Western visitors to Zimbabwe are looking for zeros. They're snapping up old, defunct Zimbabwe bank notes, most notably the one hundred trillion Zimbabwe dollar bill, as an economic souvenir.
The bill, which at 100 followed by 12 zeros is the highest denomination, sells for $5, depending on condition. That bill and others, among them millions, billions and trillions, were abandoned nearly two years ago, when the American dollar became legal tender in hopes of killing the record inflation that caused all those zeros.
"I had to have one," said Janice Waas on a visit to Victoria Falls. "The numbers are mind bending." She got her so-called "Zimdollar" in pristine condition from a street vendor, who usually sells African carvings.
"It's perfect if you like puzzles, calculus and things like Rubik's Cube," she said.
Her husband, Thomas, a physicist and engineer from Germany, said if the population of the world is 7 billion people, every person could be given thousands of old Zimbabwe dollars from the single 100 trillion note.
Janice Waas said Westerners bought the bills for curiosity value. An Australian wanted one to display in his bar back home.

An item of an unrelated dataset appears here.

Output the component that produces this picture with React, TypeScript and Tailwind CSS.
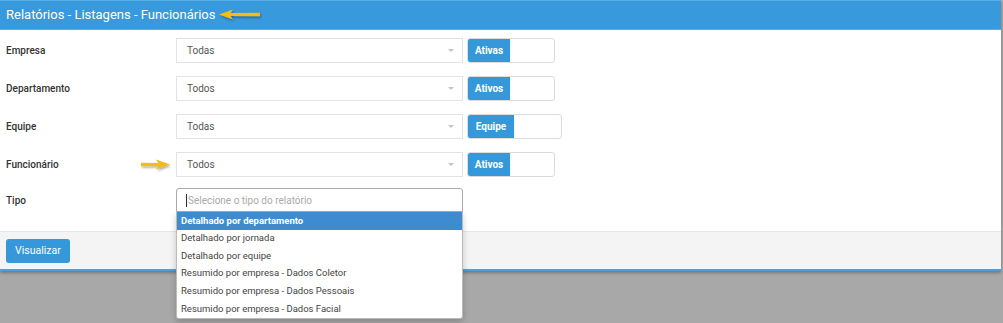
import React from "react";

const rows = [
  { label: "Empresa", value: "Todas", toggle: "Ativas", wide: false, arrow: false },
  { label: "Departamento", value: "Todos", toggle: "Ativos", wide: false, arrow: false },
  { label: "Equipe", value: "Todas", toggle: "Equipe", wide: true, arrow: false },
  { label: "Funcionário", value: "Todos", toggle: "Ativos", wide: false, arrow: true },
];

const tipos = [
  "Detalhado por departamento",
  "Detalhado por jornada",
  "Detalhado por equipe",
  "Resumido por empresa - Dados Coletor",
  "Resumido por empresa - Dados Pessoais",
  "Resumido por empresa - Dados Facial",
];

// seta amarela de anotação (sombra leve)
const Arrow = ({ left, w }: { left?: boolean; w: number }) => (
  <svg width={w} height="14" viewBox={`0 0 ${w} 14`} className={left ? "" : "-scale-x-100"}>
    <defs>
      <filter id={left ? "shL" : "shR"} x="-20%" y="-50%" width="140%" height="200%">
        <feDropShadow dx={left ? 1 : -1} dy="1.5" stdDeviation="1" floodColor="#000" floodOpacity="0.35" />
      </filter>
    </defs>
    <g filter={`url(#${left ? "shL" : "shR"})`}>
      <path d={`M1 6.5 L15 1.5 L12.5 5.1 L${w - 2} 4.8 L${w - 2} 8.2 L12.5 7.9 L15 11.5 Z`} fill="#f3bd12" />
    </g>
  </svg>
);

const Select = ({ value }: { value: string }) => (
  <div className="w-[287px] h-[25px] border border-[#e3e3e3] bg-white flex items-center justify-between pl-[10px] pr-[8px] text-[10px] text-[#555]">
    <span>{value}</span>
    <span className="w-0 h-0 border-l-[3px] border-r-[3px] border-t-[3px] border-l-transparent border-r-transparent border-t-[#c4c4c4]" />
  </div>
);

const Toggle = ({ text, wide }: { text: string; wide: boolean }) => (
  <div className={`${wide ? "w-[95px]" : "w-[88px]"} h-[25px] border border-[#dcdcdc] rounded-[3px] flex bg-white`}>
    <div className={`${wide ? "w-[46px]" : "w-[42px]"} h-full bg-[#3498db] rounded-l-[2px] text-white text-[10px] font-bold flex items-center justify-center`}>
      {text}
    </div>
  </div>
);

export default function App() {
  return (
    <div className="w-[1003px] h-[323px] bg-[#a8a8a8] overflow-hidden" style={{ fontFamily: "Roboto, 'Liberation Sans', sans-serif" }}>
      <div className="w-[1001px] bg-white border-b-2 border-[#4a9fdc] shadow-[0_2px_3px_rgba(0,0,0,0.3)]">
        <div className="h-[30px] bg-[#3899dc] border-t border-[#5aaee6] border-b border-b-[#5da9e0] flex items-center px-[6px] text-white text-[13px] gap-[3px]">
          <span>Relatórios - Listagens - Funcionários</span>
          <Arrow left w={44} />
        </div>
        <div className="relative pt-[8px] pb-[19px] flex flex-col gap-[13px]">
          {rows.map((r) => (
            <div key={r.label} className="flex items-center h-[25px]">
              <div className="w-[176px] pl-[6px] text-[10px] text-[#333] font-medium flex items-center justify-between pr-[5px]">
                <span>{r.label}</span>
                {r.arrow && <Arrow w={32} />}
              </div>
              <Select value={r.value} />
              <div className="ml-[4px]">
                <Toggle text={r.toggle} wide={r.wide} />
              </div>
            </div>
          ))}
          <div className="flex items-center h-[24px] -mt-[2px]">
            <div className="w-[176px] pl-[6px] text-[10px] text-[#333] font-medium">Tipo</div>
            <div className="relative">
              <div className="w-[287px] h-[24px] border border-[#aaa] rounded-t-[3px] bg-white flex items-center pl-[9px] text-[10px] text-[#aaa]">
                <span className="w-px h-[13px] bg-[#333] mr-[1px]" />
                <span>Selecione o tipo do relatório</span>
              </div>
              <div className="absolute left-0 top-[24px] w-[287px] bg-white border border-[#bbb] border-t-0 shadow-[0_3px_6px_rgba(0,0,0,0.2)] z-10 rounded-b-[3px]">
                {tipos.map((t, i) => (
                  <div
                    key={t}
                    className={`h-[17.6px] flex items-center pl-[4px] text-[9.5px] ${
                      i === 0 ? "bg-[#3f8bd0] text-white font-bold" : "text-[#444]"
                    }`}
                  >
                    {t}
                  </div>
                ))}
              </div>
            </div>
          </div>
        </div>
        <div className="bg-[#f4f4f4] border-t border-[#e6e6e6] h-[38px] px-[6px] flex items-center">
          <button className="h-[24px] px-[9px] bg-[#3498db] text-white text-[10.5px] rounded-[3px]">Visualizar</button>
        </div>
      </div>
    </div>
  );
}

Street vendors said visitors were so intrigued by the Zimbabwe bills that they were running out of them, two years after a power-sharing deal between longtime President Robert Mugabe and former opposition leader, Prime Minister Morgan Tsvangirai, made the old currency redundant.
Visitors from countries familiar with hyperinflation, such as the Congo and other impoverished states in the region and South America, showed less interest in the bills. They bought curios and artifacts, said vendor Lloyd Phiri, speaking on his cell phone in Victoria Falls.
At the height of Zimbabwe's economic meltdown in 2008, when its world-record inflation was running into the billions in percent annually and prices rose each hour, the 100 trillion bill scarcely bought a cart of groceries. A loaf of bread cost 700 million Zimbabwe dollars.